My senior university project, an articulated pipe inspection robot with a new kind of screw-drive propulsion and an inertial navigation system.

The Pipe Crawler

with Sheraz Wasi and Mark Miller
May 2003

Contents
  1. Dramatis Personae
  2. Goals
  3. The Screw Drive
  4. Some Models
  5. Electronics and Sensors
  6. Hollow Shaft Gear Drive
  7. 0.3 Thousandths of an Inch for 20 Dollars
  8. Dodgy Electrics
  9. Final Assembly
  10. Rage Against the Machine
  11. If I HAD to Do it Again
For More on this Project
  1. Our Final Report
  2. MAKE Magazine's Blog Post
  3. Hack a Day's Blog Post

Pipe inspection is one of those specialized killer apps of robotics, like exploring space or mowing the lawn, that have spawned a remarkable number of experimental attempts, working machines for industry, and even (in the case of mowing the lawn) consumer products. Examples of pipe-crawling robots pop up every couple of months in the popular scientific magazines (Popular Science especially). Despite my earlier vow not to build a robot as my engineering design project, in October of 2002 my team had just given up the idea of building another old favorite of applied robotics, the automated golf caddy. Forced by the class deadline to come up with another idea in about 10 minutes, I brought my knowledge of those science magazines to bear; the cool-looking pipe inspection robots I had read about crawled slowly into my vision! The rest of my team accepted this idea, and we presented it to the faculty. Although they questioned and criticized for form's sake, they approved it eagerly, condemning our team to lunatic months of 16 hour days, take-out Chinese, and constant mad scramble on a never-before-seen scale—the worst semester of our lives!

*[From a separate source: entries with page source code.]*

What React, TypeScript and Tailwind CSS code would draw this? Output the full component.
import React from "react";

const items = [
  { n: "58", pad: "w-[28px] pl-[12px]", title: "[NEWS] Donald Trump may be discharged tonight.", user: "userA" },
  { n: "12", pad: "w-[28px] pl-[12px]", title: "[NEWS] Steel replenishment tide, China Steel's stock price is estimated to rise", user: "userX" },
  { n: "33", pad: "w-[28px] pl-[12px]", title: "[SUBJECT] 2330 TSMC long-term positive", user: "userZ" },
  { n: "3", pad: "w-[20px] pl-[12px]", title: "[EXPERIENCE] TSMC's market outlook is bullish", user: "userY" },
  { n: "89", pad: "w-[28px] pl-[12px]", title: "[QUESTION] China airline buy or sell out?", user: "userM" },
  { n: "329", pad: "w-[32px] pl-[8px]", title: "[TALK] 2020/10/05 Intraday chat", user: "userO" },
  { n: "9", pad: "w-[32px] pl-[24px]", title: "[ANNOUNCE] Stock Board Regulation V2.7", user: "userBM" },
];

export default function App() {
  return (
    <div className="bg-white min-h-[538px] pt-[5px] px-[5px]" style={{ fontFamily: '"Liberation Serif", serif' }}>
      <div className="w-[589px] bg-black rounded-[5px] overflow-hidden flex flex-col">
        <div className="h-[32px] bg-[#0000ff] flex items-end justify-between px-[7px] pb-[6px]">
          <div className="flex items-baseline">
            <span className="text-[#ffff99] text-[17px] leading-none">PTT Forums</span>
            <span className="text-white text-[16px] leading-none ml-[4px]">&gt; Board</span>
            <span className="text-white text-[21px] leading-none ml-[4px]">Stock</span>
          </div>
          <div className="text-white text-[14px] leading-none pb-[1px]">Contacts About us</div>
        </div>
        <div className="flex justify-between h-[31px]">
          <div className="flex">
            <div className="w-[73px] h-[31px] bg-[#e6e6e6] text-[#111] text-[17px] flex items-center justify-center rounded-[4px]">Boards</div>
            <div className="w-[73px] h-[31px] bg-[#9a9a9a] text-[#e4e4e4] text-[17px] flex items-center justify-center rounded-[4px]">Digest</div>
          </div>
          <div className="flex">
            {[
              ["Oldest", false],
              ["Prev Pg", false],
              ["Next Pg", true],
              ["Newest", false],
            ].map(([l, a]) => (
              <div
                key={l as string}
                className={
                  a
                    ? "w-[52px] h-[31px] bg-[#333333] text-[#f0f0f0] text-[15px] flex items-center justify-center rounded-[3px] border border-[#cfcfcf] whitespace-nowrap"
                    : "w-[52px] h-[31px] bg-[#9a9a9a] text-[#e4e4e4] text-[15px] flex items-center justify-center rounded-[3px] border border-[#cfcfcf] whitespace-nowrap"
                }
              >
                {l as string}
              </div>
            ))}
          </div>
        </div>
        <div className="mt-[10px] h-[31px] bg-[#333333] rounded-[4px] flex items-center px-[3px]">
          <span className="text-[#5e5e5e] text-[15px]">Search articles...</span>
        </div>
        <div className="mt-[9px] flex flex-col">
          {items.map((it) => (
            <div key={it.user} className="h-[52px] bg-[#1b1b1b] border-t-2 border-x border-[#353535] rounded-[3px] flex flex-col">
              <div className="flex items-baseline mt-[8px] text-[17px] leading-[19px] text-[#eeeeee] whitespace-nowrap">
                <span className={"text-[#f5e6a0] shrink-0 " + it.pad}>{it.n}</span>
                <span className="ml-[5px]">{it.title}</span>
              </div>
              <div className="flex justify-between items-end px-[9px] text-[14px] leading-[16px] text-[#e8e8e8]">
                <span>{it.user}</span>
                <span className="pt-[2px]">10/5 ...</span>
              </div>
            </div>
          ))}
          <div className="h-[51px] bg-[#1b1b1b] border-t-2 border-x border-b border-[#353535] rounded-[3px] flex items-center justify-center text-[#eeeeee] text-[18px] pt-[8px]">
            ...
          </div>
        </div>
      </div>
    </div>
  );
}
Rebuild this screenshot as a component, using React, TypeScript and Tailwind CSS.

But that dark future was far from our minds in those innocent days of October; we were happy that our proposal was accepted and set to work, researching other pipe inspection robots, outlining the scope of our project, and solving conceptual problems. But first, an introduction to the team itself.

Dramatis Personae

Beyond myself, the pipe crawler team consisted of two of FAU's finest gentlemen, electrical engineers, and mischief-makers, Sheraz Wasi and Mark Miller.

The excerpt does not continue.